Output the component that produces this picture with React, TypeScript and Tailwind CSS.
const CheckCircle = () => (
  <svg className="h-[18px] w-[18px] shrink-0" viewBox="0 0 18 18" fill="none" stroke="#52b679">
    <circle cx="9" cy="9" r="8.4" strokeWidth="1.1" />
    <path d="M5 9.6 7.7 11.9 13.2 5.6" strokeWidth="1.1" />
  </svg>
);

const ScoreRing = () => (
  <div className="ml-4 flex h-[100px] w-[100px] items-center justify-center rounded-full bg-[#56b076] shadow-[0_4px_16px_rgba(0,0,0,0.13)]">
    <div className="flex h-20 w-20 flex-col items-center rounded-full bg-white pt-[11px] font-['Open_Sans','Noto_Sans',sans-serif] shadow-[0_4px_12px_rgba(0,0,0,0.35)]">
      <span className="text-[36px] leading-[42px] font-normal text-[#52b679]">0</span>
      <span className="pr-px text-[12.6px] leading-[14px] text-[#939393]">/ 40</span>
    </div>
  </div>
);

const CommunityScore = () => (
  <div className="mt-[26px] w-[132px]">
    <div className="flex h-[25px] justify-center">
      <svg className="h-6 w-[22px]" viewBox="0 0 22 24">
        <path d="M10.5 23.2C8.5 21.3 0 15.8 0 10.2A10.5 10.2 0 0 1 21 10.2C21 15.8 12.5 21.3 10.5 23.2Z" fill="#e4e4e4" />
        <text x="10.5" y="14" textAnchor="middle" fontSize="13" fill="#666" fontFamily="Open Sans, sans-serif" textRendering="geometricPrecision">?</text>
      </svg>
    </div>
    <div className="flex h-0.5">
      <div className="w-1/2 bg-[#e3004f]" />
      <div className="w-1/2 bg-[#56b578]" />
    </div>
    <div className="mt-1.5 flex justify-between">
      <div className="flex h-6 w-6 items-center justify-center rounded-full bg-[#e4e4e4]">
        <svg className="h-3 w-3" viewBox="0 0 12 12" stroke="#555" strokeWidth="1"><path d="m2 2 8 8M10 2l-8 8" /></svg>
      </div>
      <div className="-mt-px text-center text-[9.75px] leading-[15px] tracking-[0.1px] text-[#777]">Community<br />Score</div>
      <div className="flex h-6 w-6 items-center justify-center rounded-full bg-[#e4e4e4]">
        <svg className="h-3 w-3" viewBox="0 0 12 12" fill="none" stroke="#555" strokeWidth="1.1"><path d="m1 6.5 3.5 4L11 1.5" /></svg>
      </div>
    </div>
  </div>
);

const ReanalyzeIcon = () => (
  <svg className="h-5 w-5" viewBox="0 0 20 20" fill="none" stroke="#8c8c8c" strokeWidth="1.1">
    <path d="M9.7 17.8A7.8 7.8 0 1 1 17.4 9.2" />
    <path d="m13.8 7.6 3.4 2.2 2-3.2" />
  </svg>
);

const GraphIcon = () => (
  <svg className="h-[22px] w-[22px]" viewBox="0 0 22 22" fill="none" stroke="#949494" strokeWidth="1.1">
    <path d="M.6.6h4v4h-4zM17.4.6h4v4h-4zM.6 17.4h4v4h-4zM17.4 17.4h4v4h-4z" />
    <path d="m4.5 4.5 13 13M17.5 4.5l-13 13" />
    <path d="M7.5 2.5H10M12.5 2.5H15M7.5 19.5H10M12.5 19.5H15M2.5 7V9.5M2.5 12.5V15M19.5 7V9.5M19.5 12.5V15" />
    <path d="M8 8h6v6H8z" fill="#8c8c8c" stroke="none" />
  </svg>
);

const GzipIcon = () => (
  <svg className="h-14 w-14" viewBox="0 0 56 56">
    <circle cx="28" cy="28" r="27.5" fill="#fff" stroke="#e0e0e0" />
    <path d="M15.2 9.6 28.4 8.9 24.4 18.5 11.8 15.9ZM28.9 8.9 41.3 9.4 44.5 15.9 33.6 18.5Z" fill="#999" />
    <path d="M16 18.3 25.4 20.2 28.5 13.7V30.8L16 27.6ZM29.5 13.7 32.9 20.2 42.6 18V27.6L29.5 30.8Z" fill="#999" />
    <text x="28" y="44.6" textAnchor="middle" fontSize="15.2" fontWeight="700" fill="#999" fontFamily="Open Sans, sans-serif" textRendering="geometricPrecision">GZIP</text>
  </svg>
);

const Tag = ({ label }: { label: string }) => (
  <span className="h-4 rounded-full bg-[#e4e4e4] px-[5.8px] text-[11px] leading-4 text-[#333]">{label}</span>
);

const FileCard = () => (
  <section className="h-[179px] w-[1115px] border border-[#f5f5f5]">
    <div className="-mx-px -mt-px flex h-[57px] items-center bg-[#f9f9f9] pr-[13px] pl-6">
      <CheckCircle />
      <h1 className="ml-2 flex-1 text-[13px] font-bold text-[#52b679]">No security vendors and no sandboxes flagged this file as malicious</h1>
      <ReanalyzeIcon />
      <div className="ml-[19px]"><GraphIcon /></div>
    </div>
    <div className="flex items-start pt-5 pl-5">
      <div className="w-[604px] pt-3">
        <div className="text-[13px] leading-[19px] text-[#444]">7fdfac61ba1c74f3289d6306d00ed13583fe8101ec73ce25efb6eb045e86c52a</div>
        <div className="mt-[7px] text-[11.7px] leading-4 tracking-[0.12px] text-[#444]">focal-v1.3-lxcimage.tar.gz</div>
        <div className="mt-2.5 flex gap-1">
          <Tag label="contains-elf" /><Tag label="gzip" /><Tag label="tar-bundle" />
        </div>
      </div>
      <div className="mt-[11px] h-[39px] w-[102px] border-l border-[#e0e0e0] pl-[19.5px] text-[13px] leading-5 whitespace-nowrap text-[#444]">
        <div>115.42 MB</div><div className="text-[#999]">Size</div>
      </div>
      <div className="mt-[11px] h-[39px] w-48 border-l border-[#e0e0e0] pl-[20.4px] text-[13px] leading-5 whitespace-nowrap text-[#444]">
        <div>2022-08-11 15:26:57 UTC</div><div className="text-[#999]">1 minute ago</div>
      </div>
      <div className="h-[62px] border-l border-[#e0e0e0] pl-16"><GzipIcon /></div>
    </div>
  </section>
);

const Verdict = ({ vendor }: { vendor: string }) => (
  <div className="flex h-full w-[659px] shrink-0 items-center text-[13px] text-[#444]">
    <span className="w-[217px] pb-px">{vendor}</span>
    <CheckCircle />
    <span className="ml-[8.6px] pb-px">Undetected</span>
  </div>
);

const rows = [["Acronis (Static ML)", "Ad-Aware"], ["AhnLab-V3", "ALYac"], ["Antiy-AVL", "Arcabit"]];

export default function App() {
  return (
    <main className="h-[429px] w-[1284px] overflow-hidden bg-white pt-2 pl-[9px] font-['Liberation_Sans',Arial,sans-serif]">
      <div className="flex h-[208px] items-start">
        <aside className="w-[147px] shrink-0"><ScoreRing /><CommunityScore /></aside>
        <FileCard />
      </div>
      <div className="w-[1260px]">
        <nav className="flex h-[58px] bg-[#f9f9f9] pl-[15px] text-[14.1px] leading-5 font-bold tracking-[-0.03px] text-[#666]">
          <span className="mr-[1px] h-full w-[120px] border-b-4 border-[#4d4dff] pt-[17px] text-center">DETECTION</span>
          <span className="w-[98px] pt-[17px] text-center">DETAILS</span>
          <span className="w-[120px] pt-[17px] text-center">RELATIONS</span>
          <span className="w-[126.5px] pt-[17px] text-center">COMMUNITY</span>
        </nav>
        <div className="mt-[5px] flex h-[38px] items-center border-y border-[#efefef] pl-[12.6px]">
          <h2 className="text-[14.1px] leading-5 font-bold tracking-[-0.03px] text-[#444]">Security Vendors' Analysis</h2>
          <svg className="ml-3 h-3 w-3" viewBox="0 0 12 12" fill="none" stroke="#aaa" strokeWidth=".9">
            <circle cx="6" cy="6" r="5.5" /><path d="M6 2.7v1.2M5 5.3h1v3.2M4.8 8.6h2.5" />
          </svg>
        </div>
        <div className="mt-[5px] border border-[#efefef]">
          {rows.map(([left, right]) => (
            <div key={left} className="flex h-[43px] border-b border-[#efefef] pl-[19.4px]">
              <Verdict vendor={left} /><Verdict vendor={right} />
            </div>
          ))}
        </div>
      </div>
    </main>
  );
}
* * *
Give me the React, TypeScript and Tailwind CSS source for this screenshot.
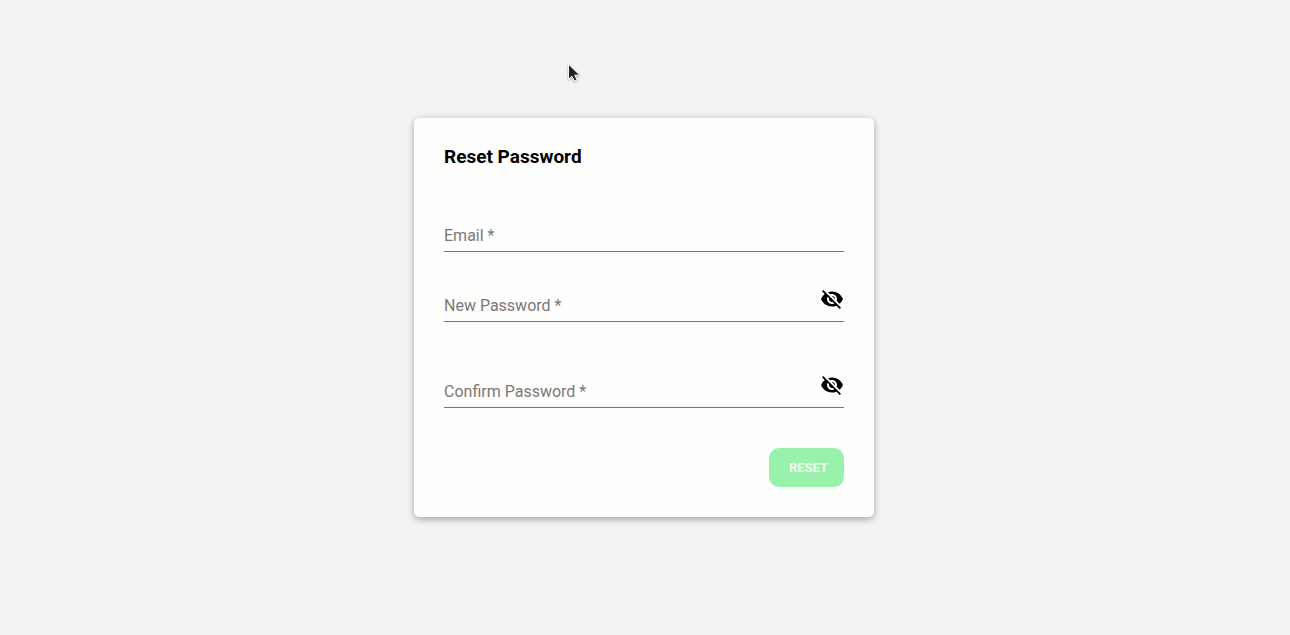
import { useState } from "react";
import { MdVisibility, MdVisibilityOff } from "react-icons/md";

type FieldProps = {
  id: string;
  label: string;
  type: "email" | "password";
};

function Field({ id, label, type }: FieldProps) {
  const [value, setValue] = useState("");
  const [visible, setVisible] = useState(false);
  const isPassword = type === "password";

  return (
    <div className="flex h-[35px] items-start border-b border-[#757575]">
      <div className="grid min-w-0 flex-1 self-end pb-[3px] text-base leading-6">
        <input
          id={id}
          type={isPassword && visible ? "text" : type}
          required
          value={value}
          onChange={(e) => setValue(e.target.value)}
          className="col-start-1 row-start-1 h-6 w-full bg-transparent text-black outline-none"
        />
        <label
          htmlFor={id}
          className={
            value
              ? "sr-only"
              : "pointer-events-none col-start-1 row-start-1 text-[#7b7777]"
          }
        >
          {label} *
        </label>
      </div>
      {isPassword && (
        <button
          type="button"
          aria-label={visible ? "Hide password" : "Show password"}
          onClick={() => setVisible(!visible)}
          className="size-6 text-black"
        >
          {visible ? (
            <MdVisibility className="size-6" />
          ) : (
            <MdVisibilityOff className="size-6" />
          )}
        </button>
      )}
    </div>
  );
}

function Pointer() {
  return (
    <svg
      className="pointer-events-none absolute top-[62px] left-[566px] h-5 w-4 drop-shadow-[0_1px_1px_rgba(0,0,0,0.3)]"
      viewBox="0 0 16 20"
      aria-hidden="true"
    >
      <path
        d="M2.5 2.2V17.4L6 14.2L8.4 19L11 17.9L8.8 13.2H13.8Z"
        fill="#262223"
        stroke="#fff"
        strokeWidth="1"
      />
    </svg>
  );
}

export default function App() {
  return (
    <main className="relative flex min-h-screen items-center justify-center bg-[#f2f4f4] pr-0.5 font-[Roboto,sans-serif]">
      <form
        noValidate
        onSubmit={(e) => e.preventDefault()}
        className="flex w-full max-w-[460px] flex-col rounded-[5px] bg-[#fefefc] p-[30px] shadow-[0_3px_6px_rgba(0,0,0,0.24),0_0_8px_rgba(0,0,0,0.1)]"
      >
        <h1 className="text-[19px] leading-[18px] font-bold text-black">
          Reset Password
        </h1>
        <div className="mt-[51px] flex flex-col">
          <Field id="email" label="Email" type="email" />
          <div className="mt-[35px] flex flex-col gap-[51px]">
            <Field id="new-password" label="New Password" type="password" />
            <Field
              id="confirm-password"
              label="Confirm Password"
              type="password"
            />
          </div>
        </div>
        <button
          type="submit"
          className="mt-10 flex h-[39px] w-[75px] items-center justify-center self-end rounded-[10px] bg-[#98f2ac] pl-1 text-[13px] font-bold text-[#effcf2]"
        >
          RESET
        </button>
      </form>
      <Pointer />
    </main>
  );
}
...
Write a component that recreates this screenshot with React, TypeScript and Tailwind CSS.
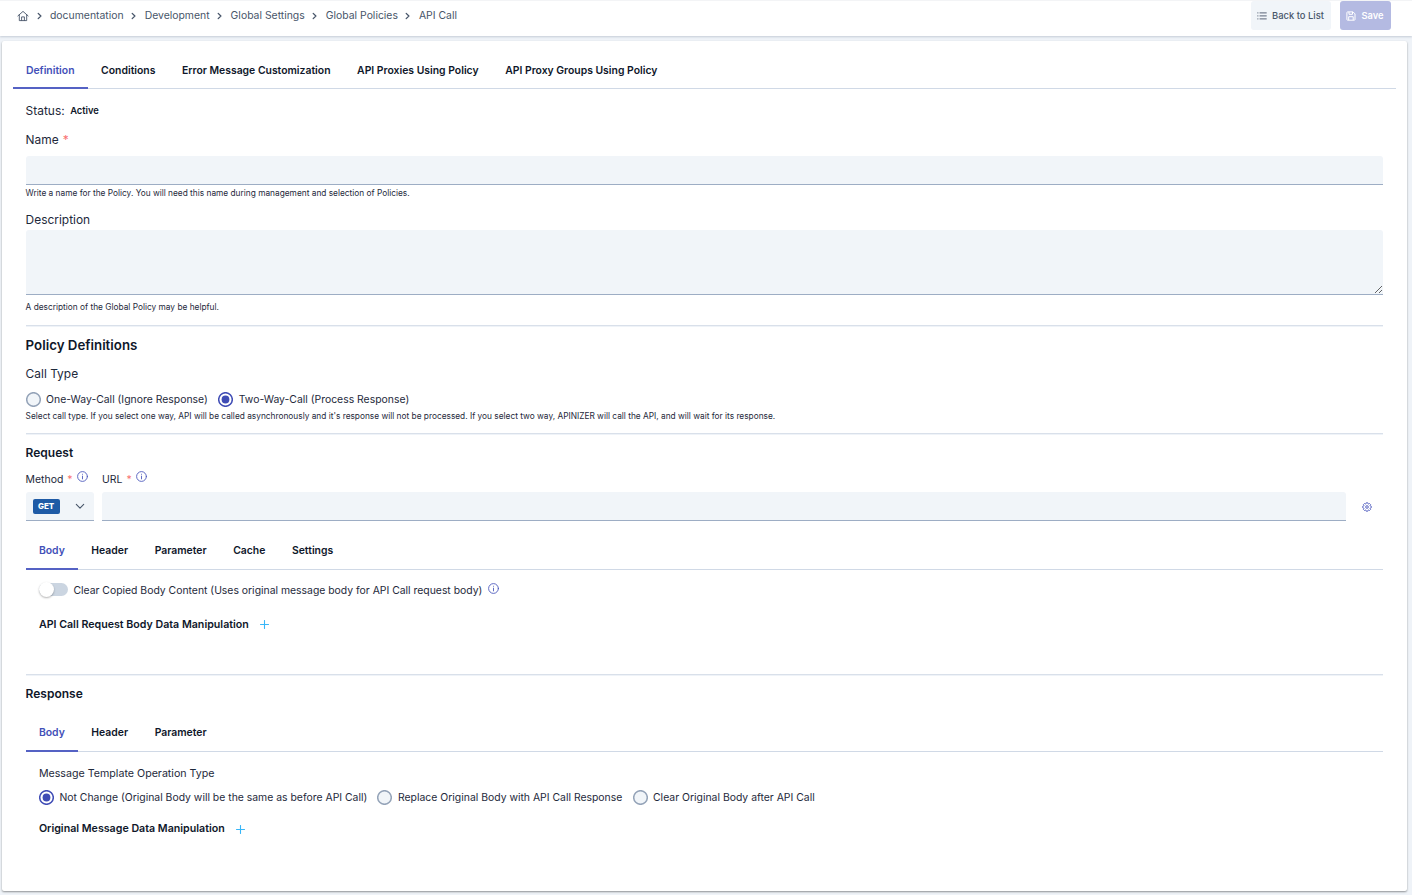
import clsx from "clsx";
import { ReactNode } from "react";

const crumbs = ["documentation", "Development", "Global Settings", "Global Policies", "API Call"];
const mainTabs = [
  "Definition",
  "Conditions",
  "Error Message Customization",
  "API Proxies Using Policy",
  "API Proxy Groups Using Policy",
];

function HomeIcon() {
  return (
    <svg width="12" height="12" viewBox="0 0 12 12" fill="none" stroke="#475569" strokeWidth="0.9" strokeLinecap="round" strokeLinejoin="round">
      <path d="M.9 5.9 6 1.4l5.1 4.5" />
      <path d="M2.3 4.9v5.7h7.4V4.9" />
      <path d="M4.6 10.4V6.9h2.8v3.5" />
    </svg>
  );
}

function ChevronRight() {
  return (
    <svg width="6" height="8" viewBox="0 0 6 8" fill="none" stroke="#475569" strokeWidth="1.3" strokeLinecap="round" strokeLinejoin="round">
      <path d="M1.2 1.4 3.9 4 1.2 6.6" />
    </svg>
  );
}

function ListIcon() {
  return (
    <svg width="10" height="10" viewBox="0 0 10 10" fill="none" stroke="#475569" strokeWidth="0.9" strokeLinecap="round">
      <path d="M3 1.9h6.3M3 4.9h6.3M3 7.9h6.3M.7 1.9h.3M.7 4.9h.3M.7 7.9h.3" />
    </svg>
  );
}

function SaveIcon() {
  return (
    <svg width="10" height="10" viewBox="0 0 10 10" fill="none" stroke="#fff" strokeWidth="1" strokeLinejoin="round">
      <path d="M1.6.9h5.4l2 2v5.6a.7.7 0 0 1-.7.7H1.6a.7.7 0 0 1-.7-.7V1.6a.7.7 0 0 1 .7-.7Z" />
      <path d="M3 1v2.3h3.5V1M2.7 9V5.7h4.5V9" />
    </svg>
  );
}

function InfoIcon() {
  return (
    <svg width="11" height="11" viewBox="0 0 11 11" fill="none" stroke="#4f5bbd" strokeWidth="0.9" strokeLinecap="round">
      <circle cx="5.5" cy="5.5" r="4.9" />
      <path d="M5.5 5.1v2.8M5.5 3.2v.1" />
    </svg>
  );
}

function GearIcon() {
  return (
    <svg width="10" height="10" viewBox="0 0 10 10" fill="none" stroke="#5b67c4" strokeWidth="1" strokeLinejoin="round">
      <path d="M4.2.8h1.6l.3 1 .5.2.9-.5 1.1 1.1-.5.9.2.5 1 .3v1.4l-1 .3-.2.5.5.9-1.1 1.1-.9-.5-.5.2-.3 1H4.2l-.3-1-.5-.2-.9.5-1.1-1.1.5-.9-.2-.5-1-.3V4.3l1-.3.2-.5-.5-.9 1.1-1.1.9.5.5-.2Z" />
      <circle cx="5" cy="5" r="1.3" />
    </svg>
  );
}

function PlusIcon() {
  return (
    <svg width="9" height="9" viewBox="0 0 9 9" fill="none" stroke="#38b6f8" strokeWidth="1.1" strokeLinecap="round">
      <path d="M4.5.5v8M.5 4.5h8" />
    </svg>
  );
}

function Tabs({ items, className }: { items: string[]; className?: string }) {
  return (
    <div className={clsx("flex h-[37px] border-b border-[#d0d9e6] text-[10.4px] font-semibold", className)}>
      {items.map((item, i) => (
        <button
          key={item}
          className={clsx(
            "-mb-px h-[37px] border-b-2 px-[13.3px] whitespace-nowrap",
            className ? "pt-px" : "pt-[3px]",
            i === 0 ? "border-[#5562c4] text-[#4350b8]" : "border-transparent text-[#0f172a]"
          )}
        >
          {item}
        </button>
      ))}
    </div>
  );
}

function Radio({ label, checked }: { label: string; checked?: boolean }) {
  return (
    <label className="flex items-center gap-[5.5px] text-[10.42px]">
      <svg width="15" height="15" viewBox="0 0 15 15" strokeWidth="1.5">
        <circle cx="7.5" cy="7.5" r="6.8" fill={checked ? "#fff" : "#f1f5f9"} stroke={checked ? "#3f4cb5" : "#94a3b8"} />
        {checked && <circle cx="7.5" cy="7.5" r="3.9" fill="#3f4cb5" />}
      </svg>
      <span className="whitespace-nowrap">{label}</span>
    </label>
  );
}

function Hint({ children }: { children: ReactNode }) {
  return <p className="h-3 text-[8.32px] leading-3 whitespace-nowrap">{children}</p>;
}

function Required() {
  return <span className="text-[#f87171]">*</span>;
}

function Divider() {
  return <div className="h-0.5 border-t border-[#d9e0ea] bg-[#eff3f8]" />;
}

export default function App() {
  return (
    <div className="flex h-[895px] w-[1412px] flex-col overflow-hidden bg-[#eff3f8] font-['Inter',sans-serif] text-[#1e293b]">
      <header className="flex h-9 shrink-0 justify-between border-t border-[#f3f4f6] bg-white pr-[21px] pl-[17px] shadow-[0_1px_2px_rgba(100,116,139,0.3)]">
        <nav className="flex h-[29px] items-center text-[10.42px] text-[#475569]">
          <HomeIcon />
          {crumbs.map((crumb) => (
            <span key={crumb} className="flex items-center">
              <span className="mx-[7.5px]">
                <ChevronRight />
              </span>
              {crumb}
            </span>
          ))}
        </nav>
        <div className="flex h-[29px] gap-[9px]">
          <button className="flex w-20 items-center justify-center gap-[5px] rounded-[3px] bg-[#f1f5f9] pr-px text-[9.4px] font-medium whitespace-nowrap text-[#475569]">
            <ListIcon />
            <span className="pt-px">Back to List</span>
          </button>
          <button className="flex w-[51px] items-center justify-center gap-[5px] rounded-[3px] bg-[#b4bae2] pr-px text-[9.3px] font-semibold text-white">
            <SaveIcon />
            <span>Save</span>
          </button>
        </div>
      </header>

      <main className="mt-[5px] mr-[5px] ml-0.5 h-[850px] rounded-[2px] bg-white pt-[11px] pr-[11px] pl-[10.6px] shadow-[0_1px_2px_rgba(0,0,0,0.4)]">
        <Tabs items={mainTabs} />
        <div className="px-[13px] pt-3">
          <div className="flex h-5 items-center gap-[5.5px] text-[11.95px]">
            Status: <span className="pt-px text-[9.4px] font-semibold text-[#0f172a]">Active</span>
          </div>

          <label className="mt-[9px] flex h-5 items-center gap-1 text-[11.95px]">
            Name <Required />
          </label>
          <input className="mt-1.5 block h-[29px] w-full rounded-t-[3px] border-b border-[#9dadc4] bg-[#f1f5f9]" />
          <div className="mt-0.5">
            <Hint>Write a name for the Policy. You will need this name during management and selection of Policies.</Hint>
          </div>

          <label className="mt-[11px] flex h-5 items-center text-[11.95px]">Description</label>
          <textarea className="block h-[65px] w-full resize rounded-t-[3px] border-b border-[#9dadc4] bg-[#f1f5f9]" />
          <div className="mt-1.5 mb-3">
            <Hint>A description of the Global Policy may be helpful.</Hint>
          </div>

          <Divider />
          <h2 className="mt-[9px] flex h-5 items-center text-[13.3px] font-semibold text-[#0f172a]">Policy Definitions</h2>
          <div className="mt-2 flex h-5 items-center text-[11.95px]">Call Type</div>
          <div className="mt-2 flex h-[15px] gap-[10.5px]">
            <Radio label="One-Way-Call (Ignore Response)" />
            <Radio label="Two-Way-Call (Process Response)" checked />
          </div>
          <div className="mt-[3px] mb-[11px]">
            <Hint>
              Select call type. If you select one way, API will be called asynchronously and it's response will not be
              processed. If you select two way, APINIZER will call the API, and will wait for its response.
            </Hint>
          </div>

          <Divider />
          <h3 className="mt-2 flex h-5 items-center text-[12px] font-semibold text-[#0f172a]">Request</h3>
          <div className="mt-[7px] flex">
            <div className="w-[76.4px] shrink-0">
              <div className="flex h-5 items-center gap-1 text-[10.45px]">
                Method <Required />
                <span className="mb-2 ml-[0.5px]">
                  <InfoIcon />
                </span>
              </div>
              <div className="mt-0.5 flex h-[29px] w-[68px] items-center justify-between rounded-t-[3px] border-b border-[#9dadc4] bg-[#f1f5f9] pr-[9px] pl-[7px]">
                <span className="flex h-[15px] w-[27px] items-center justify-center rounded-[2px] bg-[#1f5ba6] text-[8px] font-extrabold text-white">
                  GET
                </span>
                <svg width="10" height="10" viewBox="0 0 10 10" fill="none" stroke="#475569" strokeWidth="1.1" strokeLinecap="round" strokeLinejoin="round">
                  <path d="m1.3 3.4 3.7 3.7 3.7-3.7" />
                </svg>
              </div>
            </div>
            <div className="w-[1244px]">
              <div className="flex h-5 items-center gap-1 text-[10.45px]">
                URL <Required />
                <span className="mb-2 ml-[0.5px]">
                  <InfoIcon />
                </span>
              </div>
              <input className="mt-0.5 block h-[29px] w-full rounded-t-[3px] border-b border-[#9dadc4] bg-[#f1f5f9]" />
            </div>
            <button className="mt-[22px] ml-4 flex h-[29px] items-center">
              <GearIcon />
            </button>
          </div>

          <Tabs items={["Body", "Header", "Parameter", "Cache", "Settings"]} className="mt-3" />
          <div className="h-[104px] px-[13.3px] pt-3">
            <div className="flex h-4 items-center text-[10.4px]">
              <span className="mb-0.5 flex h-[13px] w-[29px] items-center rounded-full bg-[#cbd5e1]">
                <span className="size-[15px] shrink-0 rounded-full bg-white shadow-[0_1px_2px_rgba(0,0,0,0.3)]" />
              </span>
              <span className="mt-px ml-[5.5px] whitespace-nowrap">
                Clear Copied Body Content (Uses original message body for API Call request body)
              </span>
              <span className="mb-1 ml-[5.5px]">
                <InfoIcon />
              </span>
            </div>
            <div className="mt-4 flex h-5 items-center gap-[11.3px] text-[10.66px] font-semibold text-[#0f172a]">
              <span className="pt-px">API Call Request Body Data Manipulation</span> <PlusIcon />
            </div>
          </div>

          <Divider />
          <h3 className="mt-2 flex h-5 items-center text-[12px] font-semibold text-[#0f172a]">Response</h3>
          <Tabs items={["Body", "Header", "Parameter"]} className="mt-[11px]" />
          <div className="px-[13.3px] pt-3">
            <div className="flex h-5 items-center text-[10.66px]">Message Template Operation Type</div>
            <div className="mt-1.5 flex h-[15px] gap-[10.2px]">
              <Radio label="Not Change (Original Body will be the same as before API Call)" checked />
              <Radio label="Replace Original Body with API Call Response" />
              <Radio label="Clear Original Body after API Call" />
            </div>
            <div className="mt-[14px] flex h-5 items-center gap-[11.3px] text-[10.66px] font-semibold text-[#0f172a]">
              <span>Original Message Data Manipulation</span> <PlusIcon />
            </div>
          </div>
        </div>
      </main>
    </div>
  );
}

WHAT YOU ARE ASKED TO DO: Between the line with "Give me the" and the line with "const isPassword = type", ends included, lies the span to copy exactly; copy nothing else and leave out the pictures.

SOLUTION TO THIS TASK:
Give me the React, TypeScript and Tailwind CSS source for this screenshot.
import { useState } from "react";
import { MdVisibility, MdVisibilityOff } from "react-icons/md";

type FieldProps = {
  id: string;
  label: string;
  type: "email" | "password";
};

function Field({ id, label, type }: FieldProps) {
  const [value, setValue] = useState("");
  const [visible, setVisible] = useState(false);
  const isPassword = type === "password";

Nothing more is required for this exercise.